La rêverie rousseauiste est donc le lieu de l’abolition du rapport avec l’espace et le temps. Détaché des devoirs extérieurs à sa nature, il est entré dans une relation authentique avec lui-même et le monde primitif, « où le présent dure toujours sans néanmoins marquer sa durée ». C’est une adéquation entre le moi et le monde de l’homme selon la nature : « Ces heures de solitude et de méditation sont les seules de la journée où je sois pleinement moi et à moi sans diversion, sans obstacle, et où je puisse véritablement dire être ce que la nature a voulu ». Sortant de la société aliénée, il a pu accéder à son monde. Les autres ne comptent plus, il se nourrit de ses seules pensées, de sa propre existence, dans une pure autosuffisance.

Conclusion

Son introspection, son identification non par rapport au monde mais par rapport à son existence-même, et la mise en avant du rôle de la nature comme médium entre lui et son for intérieur font de Rousseau l’un des initiateurs du mouvement romantique. C’est ainsi une véritable révolution littéraire qu’opère l’écriture des promenades. L’harmonie musicale du style préfigure l’écriture poétique du XIXème siècle, dans une prose souple qui traduit les ondulations de la rêverie. La cinquième promenade en est un parfait exemple : « Le flux et le reflux de cette eau, son bruit continu mais renflé par intervalles frappant sans relâche mon oreille et mes yeux suppléaient aux mouvements internes que la rêverie éteignait en moi et suffisaient pour me faire sentir avec plaisir mon existence, sans prendre la peine de penser ».

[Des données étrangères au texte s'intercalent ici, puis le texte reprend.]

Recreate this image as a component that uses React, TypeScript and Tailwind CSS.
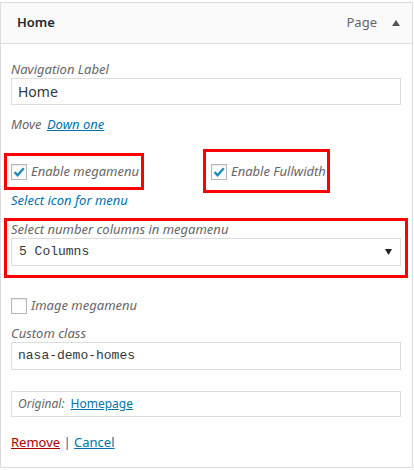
const sans = "font-['Noto_Sans',sans-serif]";
const mono = "font-['Liberation_Mono',monospace]";

const Checkbox = ({ checked }: { checked?: boolean }) => (
  <span className="flex h-4 w-4 shrink-0 items-center justify-center border border-[#b4b9be] bg-white shadow-[inset_0_1px_2px_rgba(0,0,0,0.1)]">
    {checked && (
      <svg width="14" height="14" viewBox="0 0 14 14">
        <path d="M2.5 7.2 L5.6 10.2 L11.8 3.2" fill="none" stroke="#1e8cbe" strokeWidth="2.4" />
      </svg>
    )}
  </span>
);

const Label = ({ children, className = "" }: { children: React.ReactNode; className?: string }) => (
  <div className={`text-[13px] italic leading-[17px] text-[#666] ${className}`}>{children}</div>
);

export default function App() {
  return (
    <div className={`relative h-[470px] w-[414px] bg-white pt-[2px] ${sans}`}>
      <div className="w-[413px] border border-[#dcdcde]">
        <div className="flex h-[41px] items-center border-b border-[#dcdcde] bg-[#fafafa] pl-4 pr-[12px]">
          <span className="text-[13px] font-semibold text-[#23282d]">Home</span>
          <span className="ml-auto text-[13px] text-[#666]">Page</span>
          <svg className="ml-[15px]" width="8" height="6" viewBox="0 0 8 6">
            <path d="M0 6 L4 0 L8 6 Z" fill="#555" />
          </svg>
        </div>

        <div className="pb-[16px] pl-[10px] pr-[11px]">
          <Label className="mt-[17px]">Navigation Label</Label>
          <div className="flex h-[27px] items-center border border-[#ddd] px-[6px] text-[14px] text-[#32373c]">
            Home
          </div>

          <div className="mt-[10px] text-[13px] italic leading-[18px] text-[#666]">
            Move{" "}
            <a className="ml-[2px] text-[#0073aa] underline">Down one</a>
          </div>

          <div className="mt-[30px] flex h-[18px] items-center">
            <label className="flex w-[200px] items-center gap-[4px] text-[13px] italic text-[#666]">
              <Checkbox checked />
              Enable megamenu
            </label>
            <label className="flex items-center gap-[4px] text-[13px] italic text-[#666]">
              <Checkbox checked />
              Enable Fullwidth
            </label>
          </div>

          <div className="mt-[10px] text-[13px] italic leading-[18px] text-[#0073aa]">Select icon for menu</div>

          <div className="mt-[11px] text-[13px] italic leading-[18px] text-[#666]">
            Select number columns in megamenu
          </div>
          <div className={`flex h-[28px] items-center border border-[#ddd] pl-[7px] pr-[8px] text-[13px] text-[#32373c] ${mono}`}>
            5 Columns
            <svg className="ml-auto" width="7" height="6" viewBox="0 0 7 6">
              <path d="M0 0 L7 0 L3.5 6 Z" fill="#222" />
            </svg>
          </div>

          <label className="mt-[31px] flex h-[18px] items-center gap-[4px] text-[13px] italic text-[#666]">
            <Checkbox />
            Image megamenu
          </label>

          <Label className="mt-[10px]">Custom class</Label>
          <div className={`flex h-[28px] items-center border border-[#ddd] px-[6px] text-[13px] text-[#32373c] ${mono}`}>
            nasa-demo-homes
          </div>

          <div className="mt-[21px] flex h-[26px] items-center gap-[6px] border border-[#ddd] px-[6px] text-[12px]">
            <span className="italic text-[#666]">Original:</span>
            <a className="text-[#0073aa] underline">Homepage</a>
          </div>

          <div className="mt-[16px] text-[13px] leading-[18px] text-[#0073aa]">
            <a className="text-[#a00] underline">Remove</a> | <a className="underline">Cancel</a>
          </div>
        </div>
      </div>

      <div className="absolute left-[4px] top-[153px] h-[37px] w-[140px] border-[3px] border-[#ff0000]" />
      <div className="absolute left-[203px] top-[149px] h-[44px] w-[127px] border-[3px] border-[#ff0000]" />
      <div className="absolute left-[4px] top-[218px] h-[60px] w-[404px] border-[3px] border-[#ff0000]" />
    </div>
  );
}
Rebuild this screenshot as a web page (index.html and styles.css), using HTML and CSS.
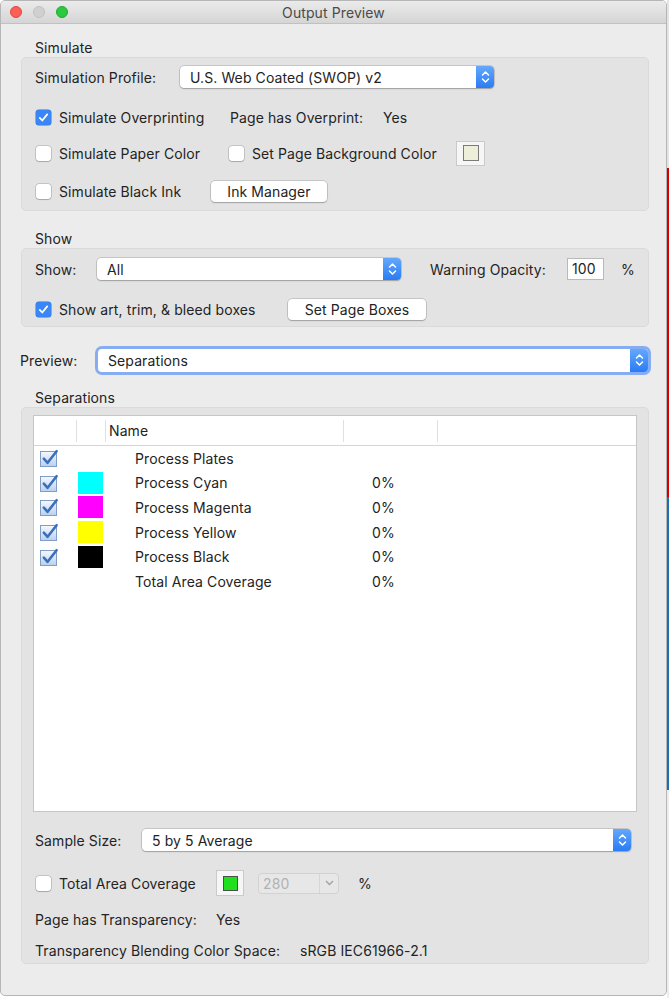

Cet idéal d’autarcie et de solitude se résume dans cette phrase aux significations nombreuses : « Réduit à moi seul, je me nourris, il est vrai, de ma propre substance, mais elle ne s’épuise pas et je me suffis à moi-même ». Cette fuite du monde est donc parfaitement réussie, bien qu’entreprise trop tard. En d’autres termes, Rousseau recompose le monde à son image, selon ses désirs et ambitions. Il peut donc accéder à sa vraie nature, et échapper à cette réalité qui le gangrénait depuis de nombreuses années.